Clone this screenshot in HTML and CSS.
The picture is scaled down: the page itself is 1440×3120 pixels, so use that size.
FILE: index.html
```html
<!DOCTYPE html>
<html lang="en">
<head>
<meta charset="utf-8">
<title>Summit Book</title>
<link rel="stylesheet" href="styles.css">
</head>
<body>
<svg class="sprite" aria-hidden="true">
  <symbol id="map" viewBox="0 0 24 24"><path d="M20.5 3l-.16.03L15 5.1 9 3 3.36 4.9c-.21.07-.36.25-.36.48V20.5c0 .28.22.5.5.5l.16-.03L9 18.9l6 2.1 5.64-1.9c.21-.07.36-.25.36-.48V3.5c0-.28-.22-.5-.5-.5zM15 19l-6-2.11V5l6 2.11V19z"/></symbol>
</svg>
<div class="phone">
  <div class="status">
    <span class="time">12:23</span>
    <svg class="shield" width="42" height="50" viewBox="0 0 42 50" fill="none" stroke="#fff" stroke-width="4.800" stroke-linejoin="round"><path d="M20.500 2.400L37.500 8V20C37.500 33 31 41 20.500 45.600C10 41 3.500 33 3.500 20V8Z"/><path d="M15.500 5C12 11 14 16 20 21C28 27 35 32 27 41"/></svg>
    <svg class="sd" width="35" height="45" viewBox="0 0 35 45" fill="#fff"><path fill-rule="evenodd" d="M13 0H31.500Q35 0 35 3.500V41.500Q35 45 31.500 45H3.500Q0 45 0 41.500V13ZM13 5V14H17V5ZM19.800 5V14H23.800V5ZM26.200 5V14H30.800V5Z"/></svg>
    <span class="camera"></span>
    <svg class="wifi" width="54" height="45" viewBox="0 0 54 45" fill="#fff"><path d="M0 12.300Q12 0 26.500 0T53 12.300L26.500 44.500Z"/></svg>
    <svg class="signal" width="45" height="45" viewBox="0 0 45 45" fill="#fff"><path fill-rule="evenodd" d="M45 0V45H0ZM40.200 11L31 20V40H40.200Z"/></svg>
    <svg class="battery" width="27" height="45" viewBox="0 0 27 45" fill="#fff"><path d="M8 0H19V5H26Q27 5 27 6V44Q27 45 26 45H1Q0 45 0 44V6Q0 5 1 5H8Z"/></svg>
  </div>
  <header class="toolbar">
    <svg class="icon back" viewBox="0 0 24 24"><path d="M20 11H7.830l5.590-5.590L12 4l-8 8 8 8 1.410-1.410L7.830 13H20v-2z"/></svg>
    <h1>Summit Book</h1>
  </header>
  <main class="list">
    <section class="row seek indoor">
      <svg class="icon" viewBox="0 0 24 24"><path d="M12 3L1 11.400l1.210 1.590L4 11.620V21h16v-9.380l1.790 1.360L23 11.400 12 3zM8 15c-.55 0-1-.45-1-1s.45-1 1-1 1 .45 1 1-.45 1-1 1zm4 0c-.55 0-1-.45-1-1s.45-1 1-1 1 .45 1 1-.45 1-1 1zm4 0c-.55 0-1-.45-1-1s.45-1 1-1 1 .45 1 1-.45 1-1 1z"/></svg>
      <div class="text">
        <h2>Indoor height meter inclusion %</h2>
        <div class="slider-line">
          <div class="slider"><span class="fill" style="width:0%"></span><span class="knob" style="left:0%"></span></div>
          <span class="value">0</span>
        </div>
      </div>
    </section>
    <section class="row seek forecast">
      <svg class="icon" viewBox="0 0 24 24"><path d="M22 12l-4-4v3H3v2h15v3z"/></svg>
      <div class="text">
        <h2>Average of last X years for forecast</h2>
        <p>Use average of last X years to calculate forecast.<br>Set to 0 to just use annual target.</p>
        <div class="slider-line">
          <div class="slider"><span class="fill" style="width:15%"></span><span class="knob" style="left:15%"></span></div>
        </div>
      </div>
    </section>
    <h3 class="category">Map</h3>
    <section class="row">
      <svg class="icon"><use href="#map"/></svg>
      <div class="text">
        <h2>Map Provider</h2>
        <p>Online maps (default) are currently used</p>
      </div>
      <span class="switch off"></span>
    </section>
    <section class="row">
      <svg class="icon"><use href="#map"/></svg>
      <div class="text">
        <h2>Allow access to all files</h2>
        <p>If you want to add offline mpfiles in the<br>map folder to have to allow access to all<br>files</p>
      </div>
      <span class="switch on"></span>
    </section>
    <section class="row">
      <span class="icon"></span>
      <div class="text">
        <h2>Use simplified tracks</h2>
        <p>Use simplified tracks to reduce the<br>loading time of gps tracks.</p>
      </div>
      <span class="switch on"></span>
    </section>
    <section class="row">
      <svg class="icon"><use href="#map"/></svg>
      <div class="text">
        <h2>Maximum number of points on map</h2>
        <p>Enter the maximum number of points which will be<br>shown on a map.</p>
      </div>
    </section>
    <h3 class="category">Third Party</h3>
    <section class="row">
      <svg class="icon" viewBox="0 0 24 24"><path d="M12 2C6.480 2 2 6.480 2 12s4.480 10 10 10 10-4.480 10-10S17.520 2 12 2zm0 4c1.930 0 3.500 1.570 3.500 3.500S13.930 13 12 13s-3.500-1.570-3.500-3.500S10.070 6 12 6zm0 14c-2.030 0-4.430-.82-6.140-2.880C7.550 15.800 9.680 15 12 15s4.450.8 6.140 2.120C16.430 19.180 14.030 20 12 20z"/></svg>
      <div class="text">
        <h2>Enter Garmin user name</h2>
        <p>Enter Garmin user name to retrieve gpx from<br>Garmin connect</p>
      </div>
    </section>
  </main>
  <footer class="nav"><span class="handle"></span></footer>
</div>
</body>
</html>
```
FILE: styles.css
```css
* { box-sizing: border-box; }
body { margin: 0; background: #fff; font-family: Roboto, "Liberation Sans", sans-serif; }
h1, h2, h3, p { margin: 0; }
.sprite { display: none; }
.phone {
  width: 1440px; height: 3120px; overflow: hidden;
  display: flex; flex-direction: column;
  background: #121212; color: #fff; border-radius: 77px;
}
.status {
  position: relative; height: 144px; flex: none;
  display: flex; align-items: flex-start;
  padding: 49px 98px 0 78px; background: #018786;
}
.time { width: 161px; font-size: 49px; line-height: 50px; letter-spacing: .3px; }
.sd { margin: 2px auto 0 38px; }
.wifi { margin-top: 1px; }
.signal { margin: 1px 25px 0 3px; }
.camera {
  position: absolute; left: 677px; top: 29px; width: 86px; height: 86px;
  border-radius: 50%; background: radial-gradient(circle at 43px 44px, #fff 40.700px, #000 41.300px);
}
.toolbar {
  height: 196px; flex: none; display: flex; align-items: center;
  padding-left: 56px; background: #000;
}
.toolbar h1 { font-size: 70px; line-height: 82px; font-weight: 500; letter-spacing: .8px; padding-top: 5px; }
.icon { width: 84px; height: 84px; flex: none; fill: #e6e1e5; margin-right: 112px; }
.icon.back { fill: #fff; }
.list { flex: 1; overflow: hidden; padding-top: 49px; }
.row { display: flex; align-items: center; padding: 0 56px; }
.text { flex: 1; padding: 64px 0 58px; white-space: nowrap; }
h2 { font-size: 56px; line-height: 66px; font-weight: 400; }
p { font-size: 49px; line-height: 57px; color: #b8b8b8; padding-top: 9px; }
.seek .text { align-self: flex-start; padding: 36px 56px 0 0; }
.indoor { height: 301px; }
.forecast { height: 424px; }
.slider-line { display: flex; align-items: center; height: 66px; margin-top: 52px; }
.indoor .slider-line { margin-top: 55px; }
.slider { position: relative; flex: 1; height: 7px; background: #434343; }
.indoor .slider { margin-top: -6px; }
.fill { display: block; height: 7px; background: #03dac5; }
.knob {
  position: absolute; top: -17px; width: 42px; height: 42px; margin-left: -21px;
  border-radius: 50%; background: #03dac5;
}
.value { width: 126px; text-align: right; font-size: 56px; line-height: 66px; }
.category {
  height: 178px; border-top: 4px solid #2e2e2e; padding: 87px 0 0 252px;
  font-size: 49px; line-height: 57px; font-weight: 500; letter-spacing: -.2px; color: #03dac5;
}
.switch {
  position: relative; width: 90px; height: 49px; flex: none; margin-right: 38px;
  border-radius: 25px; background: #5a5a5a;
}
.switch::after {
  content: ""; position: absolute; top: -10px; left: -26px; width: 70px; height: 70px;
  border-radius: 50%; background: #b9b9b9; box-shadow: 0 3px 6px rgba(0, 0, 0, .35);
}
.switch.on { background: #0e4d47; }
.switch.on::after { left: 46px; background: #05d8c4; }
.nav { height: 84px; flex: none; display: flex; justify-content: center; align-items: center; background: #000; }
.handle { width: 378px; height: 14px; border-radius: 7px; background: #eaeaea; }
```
※
In the material above, show every line where the word "size" turns up.

Response
The picture is scaled down: the page itself is 1440×3120 pixels, so use that size.
.time { width: 161px; font-size: 49px; line-height: 50px; letter-spacing: .3px; }
.toolbar h1 { font-size: 70px; line-height: 82px; font-weight: 500; letter-spacing: .8px; padding-top: 5px; }
h2 { font-size: 56px; line-height: 66px; font-weight: 400; }
p { font-size: 49px; line-height: 57px; color: #b8b8b8; padding-top: 9px; }
.value { width: 126px; text-align: right; font-size: 56px; line-height: 66px; }
  font-size: 49px; line-height: 57px; font-weight: 500; letter-spacing: -.2px; color: #03dac5;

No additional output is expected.